お前のやりたいようにやれ! 尻は私が拭いてやる!

『私も、自分がそうしたいからやってるだけだよ、カリン』


私を真っ直ぐに見詰めてそう言ってくれるアウラクレアにぐっと来てると、メロエリータも言ってきた。


「私もお前の研究がこの国の為になると思えばこそやっているのだ。これは私の勘だ。私は自らの直感に従って行動している。お前はお前のやりたいことをすればいい。それで私が不利益を被ろうとも、それは私自身の読みが甘かったというだけのことだ。お前に責任を取らせようとは思わん。


私は己の判断に責任も持てないような情けない者にはなりたくない。


カリン、やれ! お前のやりたいようにやれ! 尻は私が拭いてやる!」


『尻』って……貴族のお嬢さんがそれでいいの? とか思っちゃったけど、いまさらか。


「ありがとう、クレア、エータ……」


普通の会社経営って、もっとこう、ドライな感じなんだろうなって思う。だけどここではまだ、<会社>ってものがまだ一般的じゃなくて、人間的な結び付きが強いのかもしれない。でも私にとってはそれがすごくありがたかった。

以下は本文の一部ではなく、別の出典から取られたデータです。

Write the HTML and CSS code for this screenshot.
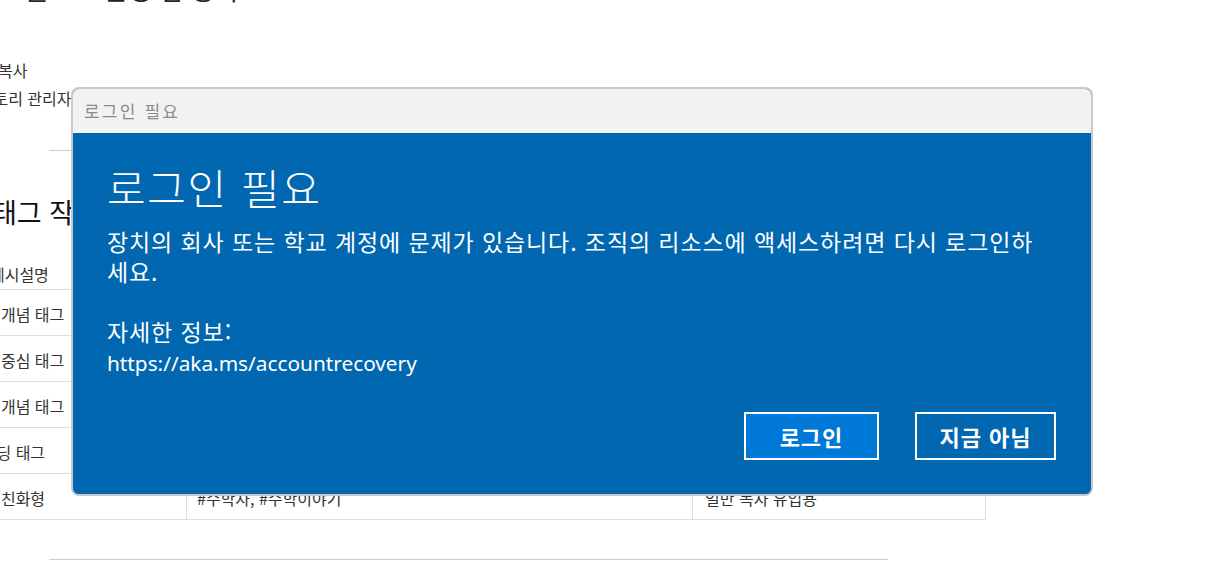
FILE: index.html
```html
<!DOCTYPE html>
<html lang="ko">
<head>
<meta charset="utf-8">
<title>로그인 필요</title>
<link rel="stylesheet" href="styles.css">
</head>
<body>
<main class="doc">
  <h3 class="cut-heading">블로그 운영 팁 정리</h3>
  <ul class="list">
    <li>링크 복사</li>
    <li>히스토리 관리자</li>
  </ul>
  <hr class="rule">
  <h2 class="section">태그 작성 가이드</h2>
  <table class="tags">
    <colgroup><col class="c1"><col class="c2"><col class="c3"></colgroup>
    <thead>
      <tr><th class="hfirst">태그예시설명</th><th></th><th></th></tr>
    </thead>
    <tbody>
      <tr><td>수학 개념 태그</td><td>#피타고라스, #미적분</td><td>개념 검색 유입용</td></tr>
      <tr><td>주제 중심 태그</td><td>#수학사, #수학자</td><td>주제별 분류용</td></tr>
      <tr><td>연관 개념 태그</td><td>#삼각함수, #기하학</td><td>연관 글 노출용</td></tr>
      <tr><td>브랜딩 태그</td><td>#수학노트, #오늘의수학</td><td>블로그 브랜딩용</td></tr>
      <tr><td>검색 친화형</td><td>#수학자, #수학이야기</td><td>일반 독자 유입용</td></tr>
    </tbody>
  </table>
  <hr class="rule rule-bottom">
</main>

<section class="dialog" role="dialog" aria-label="로그인 필요">
  <header class="dialog-title">로그인 필요</header>
  <div class="dialog-body">
    <h1 class="dialog-heading">로그인 필요</h1>
    <p class="dialog-text">장치의 회사 또는 학교 계정에 문제가 있습니다. 조직의 리소스에 액세스하려면 다시 로그인하<br>세요.</p>
    <p class="dialog-text">자세한 정보:<br><span class="url">https://aka.ms/accountrecovery</span></p>
    <div class="dialog-actions">
      <button class="btn btn-primary">로그인</button>
      <button class="btn btn-secondary">지금 아님</button>
    </div>
  </div>
</section>
</body>
</html>
```
FILE: styles.css
```css
html, body {
  margin: 0;
  padding: 0;
  background: #ffffff;
  overflow: hidden;
}

body {
  width: 1231px;
  height: 580px;
  font-family: "Noto Sans CJK KR", "Noto Sans", sans-serif;
  color: #333333;
  position: relative;
}

.doc {
  display: block;
}

.cut-heading {
  margin: -29px 0 0 25px;
  font-size: 26px;
  line-height: 36px;
  font-weight: 400;
  color: #222;
}

.list {
  list-style: none;
  margin: 49px 0 0 -36px;
  padding: 0;
  font-size: 16px;
  line-height: 28px;
}

.rule {
  border: 0;
  border-top: 1px solid #cccccc;
  margin: 38px 0 0 49px;
  width: 839px;
  height: 0;
}

.section {
  margin: 43px 0 0 -8px;
  font-size: 27px;
  line-height: 36px;
  font-weight: 400;
  color: #111;
}

.tags {
  margin: 29px 0 0 -44px;
  border-collapse: collapse;
  table-layout: fixed;
  width: 1029px;
  font-size: 16px;
  color: #333;
}

.tags .c1 { width: 230px; }
.tags .c2 { width: 506px; }
.tags .c3 { width: 293px; }

.tags th {
  height: 30px;
  padding: 0 10px;
  text-align: left;
  font-weight: 400;
  border-bottom: 1px solid #dddddd;
  line-height: 24px;
}

.tags th.hfirst {
  padding-left: 4px;
}

.tags td {
  height: 43px;
  padding: 2px 10px 0;
  border: 1px solid #dddddd;
  line-height: 24px;
  vertical-align: middle;
}

.tags td:nth-child(3) {
  padding-left: 12px;
}

.rule-bottom {
  margin-top: 39px;
}

/* dialog overlay */
.dialog {
  position: absolute;
  left: 71px;
  top: 87px;
  width: 1022px;
  height: 409px;
  box-sizing: border-box;
  border: 2px solid #c9c9c9;
  border-radius: 8px;
  overflow: hidden;
  display: flex;
  flex-direction: column;
  background: #0067b0;
}

.dialog-title {
  height: 44px;
  flex: none;
  background: #f2f2f2;
  color: #8a8a8a;
  font-size: 17px;
  letter-spacing: 2.2px;
  line-height: 44px;
  padding-left: 11px;
}

.dialog-body {
  flex: 1;
  display: flex;
  flex-direction: column;
  background: #0067b0;
  color: #ffffff;
  padding: 29px 35px 34px 34px;
}

.dialog-heading {
  margin: 0;
  font-size: 42px;
  font-weight: 300;
  line-height: 50px;
  letter-spacing: 1.6px;
}

.dialog-text {
  margin: 14px 0 0;
  font-size: 23px;
  line-height: 30px;
  font-weight: 400;
  letter-spacing: 0.9px;
}

.dialog-text + .dialog-text {
  margin-top: 30px;
}

.url {
  font-family: "Noto Sans", "Open Sans", sans-serif;
  font-size: 20.8px;
  letter-spacing: 0;
}

.dialog-actions {
  margin-top: auto;
  display: flex;
  justify-content: flex-end;
  gap: 36px;
}

.btn {
  height: 48px;
  box-sizing: border-box;
  border: 2px solid #ffffff;
  color: #ffffff;
  font-family: "Noto Sans CJK KR", sans-serif;
  font-size: 22px;
  font-weight: 700;
  letter-spacing: 1px;
  padding: 0;
  line-height: 44px;
}

.btn-primary {
  width: 135px;
  background: #0078d7;
}

.btn-secondary {
  width: 141px;
  background: #0067b0;
}
```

私自身が性根の部分がすごくドライで冷酷で冷淡な人間だから、そういうのをアウラクレアとメロエリータが補ってくれてるとも感じるんだ。奴隷のことを案じてるのも、本質が薄情な自分を自覚してることの裏返しだと思う。そういう自分が嫌なんだ。


私は、向こうにいた時も、結局はたくさんの人達に助けられて生きてきた。私一人の力なんかじゃない。だからここでもたくさんの人達に助けられて生きていく。その恩に、私にできることで報いていきたい。


会社の方を頑張りつつも魔法使いとしての仕事も疎かにしないようにしてるのは、そういう意味もある。


その<魔法使いとしての仕事>の一つに、最近、<終末医療>も加わった。人生の終焉を迎えようとしてる人が安らかに最期を迎えられるよう、痛みや苦しみを和らげてあげるんだ。


人間の体内にいる微生物に働きかけることで苦痛を和らげ、穏やかな表情で眠れるようにできるようになった。


微生物の働きについて研究してた時に気付いた効果だ。微生物が神経を麻痺させたり、刺激が神経に伝わる前にブロックしたりするという形で苦痛を和らげることができた。


ただこれは、使い方を誤まると、本人が命の危険に晒されてることにも気付かないうちに死に至る可能性さえある諸刃の剣だということにも私は気付いてた。


だから正直、安易に他人には教えない方がいいとも思った。


こういう風に、魔法にも良い面や恐ろしい面があるのを毎日のように実感する。


メロエリータはそのことを知ってる筈だった。それなのに私に対して『やりたいようにやれ』と言ってのける胆力に、改めて感服するのだった。